The confidentiality framework should contemplate exit scenarios and post-program obligations. Upon completion, startups may continue to access mentors or colleagues under looser terms, yet the core IP protections should persist for a reasonable period. The agreement might outline ongoing obligations relating to confidential information, trade secrets, and any licensed technology introduced during the program. It’s prudent to specify how IP generated during mentorship or collaborative sessions is owned, assigned, or licensed, particularly for joint projects. By outlining post-program boundaries, the accelerator helps startups avoid accidental disclosures as their ventures evolve.
Regularly revisiting confidentiality provisions is critical as programs evolve and new partners join. The flexible framework should accommodate changes in mentorship formats, investor access, or platform technologies without undermining core protections. The process for amendments ought to be straightforward, requiring mutual written consent and clear rationale. Consider adding a sunset or renewal mechanism to refresh protections aligned with current business realities. A periodic risk assessment, including if a startup pivots to new markets or technologies, ensures that confidentiality remains proportionate and effective. Proactive updates reinforce confidence among participants that IP remains safeguarded.

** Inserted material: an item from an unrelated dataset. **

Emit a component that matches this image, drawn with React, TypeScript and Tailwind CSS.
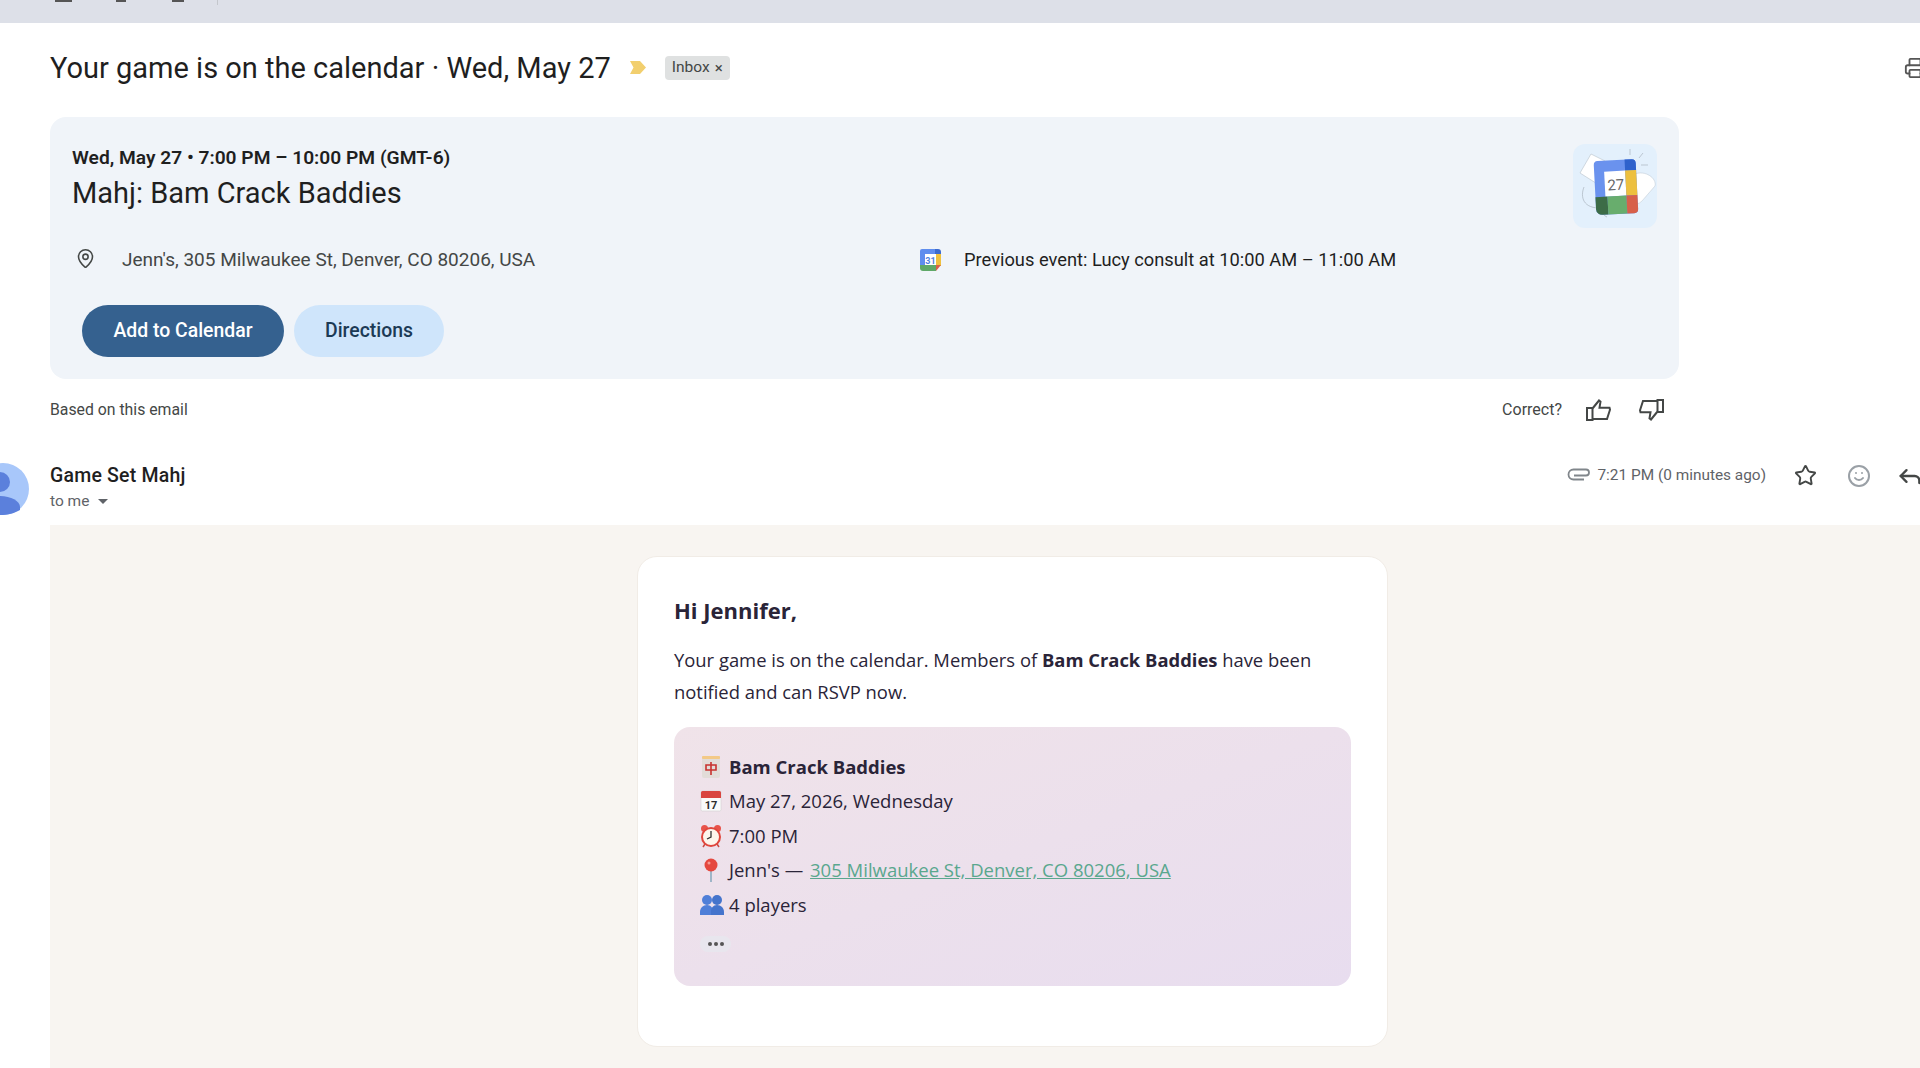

Finally, align confidentiality commitments with broader corporate governance. Establishing consistent standards across the accelerator ecosystem reduces variance and helps startups manage expectations. The program can harmonize its policies with standard NDA clauses used in the industry, adapting them to sector-specific concerns and jurisdictional requirements. Providing model forms, templates, and checklists supports practical implementation. By embedding confidentiality protections into everyday practice, accelerators and incubators enable constructive mentorship, optimize investor engagement, and protect the unique value proposition of early-stage ventures over time.